A Game based Abstraction Refinement Framework for Markov Decision Processes

Joint work with  Mark Kattenbelt, Gethin Norman and David Parker.

Probabilistic model checking is an algorithmic method for establishing the correctness of probabilistic systems, for example randomised algorithms or software that exhibits failures, against specifications given in probabilistic temporal logic. In the field of model checking, abstraction-refinement frameworks have been introduced to automate the process of computing abstractions that are precise enough to validate or refute a given property. In this talk, we present an abstraction-refinement framework for Markov decision processes (MDPs), a widely used model of probabilistic distributed computation. Our framework comprises an abstraction approach based on stochastic two-player games and an efficient algorithm for the abstraction-refinement loop.

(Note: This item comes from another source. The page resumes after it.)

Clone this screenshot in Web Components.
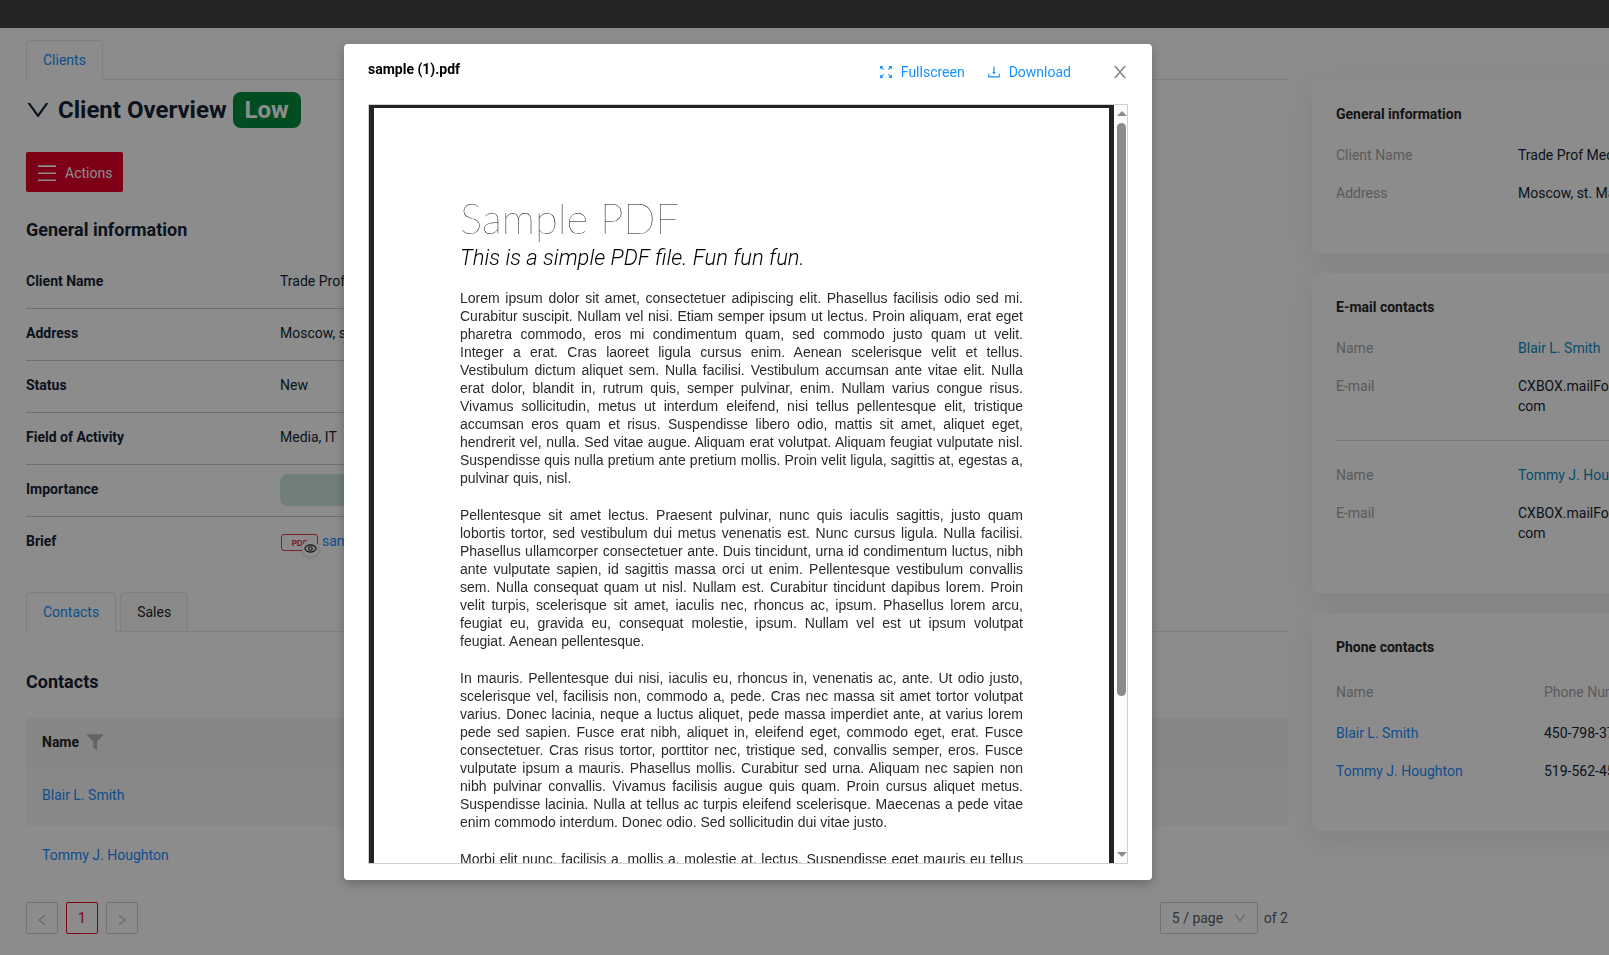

The key idea behind the abstraction approach is to maintain a separation between nondeterminism present in the original MDP and nondeterminism introduced during the abstraction process, each type being represented by a different player in the game. Crucially, this allows lower and upper bounds to be computed for the values of probabilistic reachability properties of the original MDP. These give a quantitative measure of the quality of the abstraction and form the basis of the corresponding refinement. We apply these techniques in conjunction with SAT-based abstraction to implement a verifier for ANSI-C programs that exhibit probabilistic behaviour. Our techniques target quantitative properties such as "the maximum probability of file-transfer failure" or "the minimum expected number of loop iterations" and have been applied to real networking software.